In either the source repo or unpacked source tarball, simply run this:

./platform.sh $PATH_TO_GHC_BINDIST_TARBALL $PATH_TO_CABAL_EXECUTABLE $PATH_TO_STACK_EXECUTABLE

This will build the hptool itself, and then use that tool to build first the platform source tarball, and finally the hermetic build of all the platform packages.

By default this now builds a "minimal" installer that does not install libraries beyond core. To build a "full" installer with a broader range of libraries pre-installed in the global store, pass a "-f" option.

If you are building for a Posix like system (Linux, or BSD), then you can add the command line option --prefix to specify where, on the target system the tree of built things will be placed. It defaults to "/usr/local/haskell". The build will include another directory under that named "ghc-x.y.z-arch" and everything will be installed under there.

Adding -j (no space between the j and the number of cores) to the build invocation will enable building on multiple cores at once.

INSTALLATION

After the build completes, it will print instructions for how to take the build product and install it on systems. The build products are in: build/product

For OS X and Windows, the built product is just a standard installer. Copy it to the target system and install it.

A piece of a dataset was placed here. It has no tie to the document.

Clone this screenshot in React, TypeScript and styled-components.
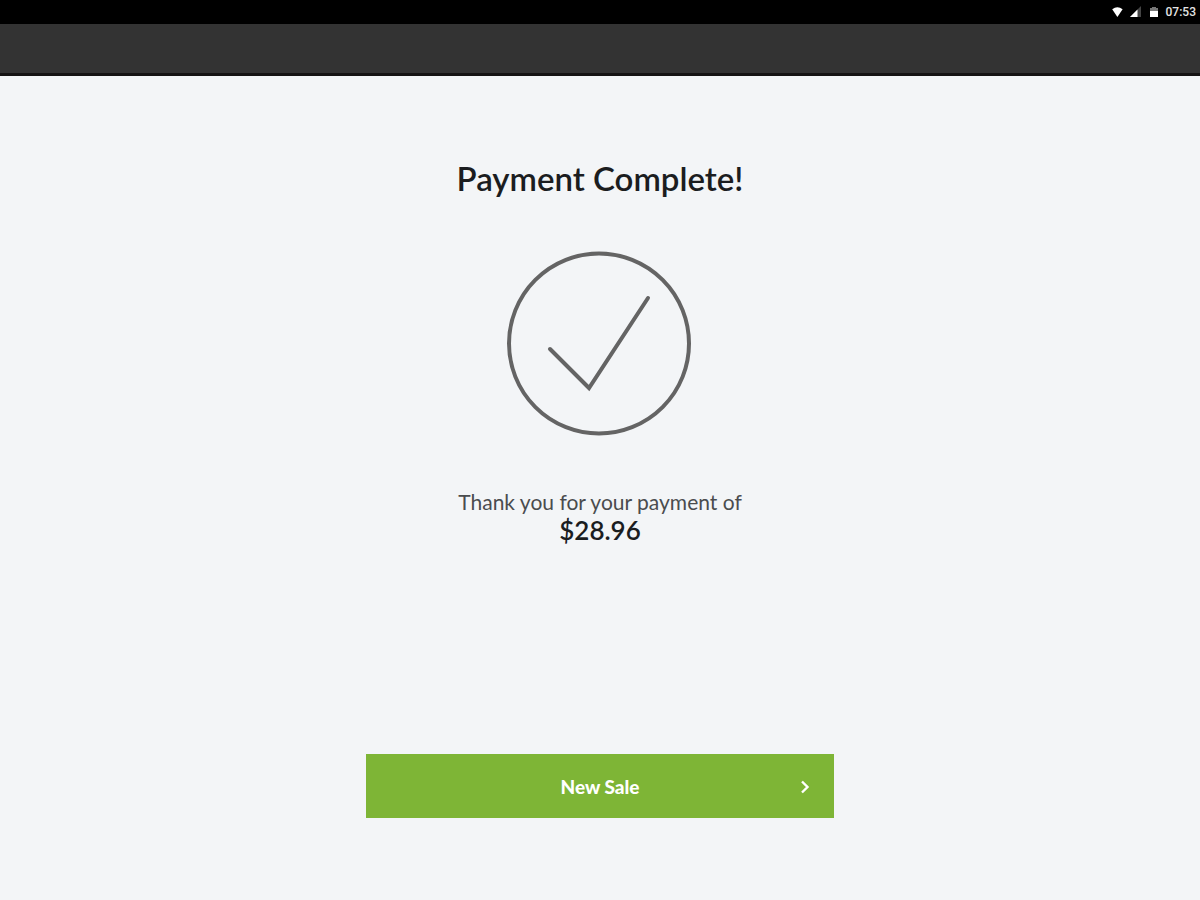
import React from "react";
import styled, { createGlobalStyle } from "styled-components";

const GlobalStyle = createGlobalStyle`
  *, *::before, *::after { box-sizing: border-box; }
  body {
    margin: 0;
    background: #f3f5f7;
    color: #1b1d1f;
    font-family: Lato, "Liberation Sans", sans-serif;
  }
`;

const Screen = styled.div`
  display: flex;
  flex-direction: column;
  min-height: 100vh;
`;

const StatusBar = styled.div`
  display: flex;
  align-items: center;
  justify-content: flex-end;
  height: 24px;
  padding-right: 4px;
  background: #000;
  color: #e4e4e4;
`;

const StatusIcon = styled.svg`
  width: 12px;
  height: 12px;
  margin-right: 6px;
  fill: #fff;
`;

const Clock = styled.time`
  font-family: Roboto, sans-serif;
  font-size: 12px;
  line-height: 24px;
  font-weight: 500;
`;

const AppBar = styled.header`
  height: 52px;
  background: #333;
  border-bottom: 3px solid #151313;
`;

const Content = styled.main`
  flex: 1;
  display: flex;
  flex-direction: column;
  align-items: center;
  padding: 80px 24px 82px;
  text-align: center;
`;

const Title = styled.h1`
  margin: 0;
  font-size: 33px;
  line-height: 44px;
  font-weight: 600;
`;

const CheckMark = styled.svg`
  width: 186px;
  height: 186px;
  margin: 51px 0;
  fill: none;
  stroke: #646464;
  stroke-width: 4;
  stroke-linecap: round;
`;

const Message = styled.p`
  margin: 0;
  font-size: 21px;
  line-height: 28px;
  font-weight: 400;
  color: #4a4c4e;
`;

const Amount = styled.strong`
  display: block;
  font-size: 26px;
  font-weight: 600;
  color: #1b1d1f;
`;

const NewSaleButton = styled.button`
  display: grid;
  grid-template-columns: 1fr auto 1fr;
  align-items: center;
  width: 100%;
  max-width: 468px;
  height: 64px;
  margin-top: auto;
  padding: 2px 23px 0;
  border: 0;
  background: #7eb536;
  color: #fff;
  font: 900 19px/24px Lato, "Liberation Sans", sans-serif;
  cursor: pointer;
`;

const ButtonLabel = styled.span`
  grid-column: 2;
`;

const Chevron = styled.svg`
  justify-self: end;
  width: 12px;
  height: 14px;
  fill: none;
  stroke: #fff;
  stroke-width: 2.4;
`;

export default function App() {
  return (
    <>
      <GlobalStyle />
      <Screen>
        <StatusBar>
          <StatusIcon viewBox="0 0 12 12" aria-label="Wi-Fi">
            <path d="M.2 3.2Q5.4-.6 10.6 3.2L5.4 11Z" />
          </StatusIcon>
          <StatusIcon viewBox="0 0 12 12" aria-label="Mobile signal">
            <path d="M0 11 11 0V11Z" fill="#444" />
            <path d="M0 11 7.5 3.5V11Z" />
          </StatusIcon>
          <StatusIcon viewBox="0 0 12 12" aria-label="Battery">
            <path d="M4 1H8V2H10V5H2V2H4Z" fill="#777" />
            <path d="M2 5H10V11H2Z" />
          </StatusIcon>
          <Clock>07:53</Clock>
        </StatusBar>
        <AppBar />
        <Content>
          <Title>Payment Complete!</Title>
          <CheckMark viewBox="0 0 186 186" aria-hidden="true">
            <circle cx="92" cy="92.5" r="90" />
            <path d="M43 98 82 137 141 47" />
          </CheckMark>
          <Message>
            Thank you for your payment of
            <Amount>$28.96</Amount>
          </Message>
          <NewSaleButton type="button">
            <ButtonLabel>New Sale</ButtonLabel>
            <Chevron viewBox="0 0 12 14" aria-hidden="true">
              <path d="M3 1.5 8.5 7 3 12.5" />
            </Chevron>
          </NewSaleButton>
        </Content>
      </Screen>
    </>
  );
}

For Posix like systems, the built product is a tarball, which should be unpacked at / (it includes the prefix spec'd in the build). Then, on the target, you must run the activate-hs script in the installed bin dir, usually: /usr/local/haskell/ghc-x.y.z-arch/bin/activate-hs That script will do the final package registrations, and symlink all the command line tools (ghc, haddock, etc..) into /usr/local/bin. Run the script with -n or -? to find out more.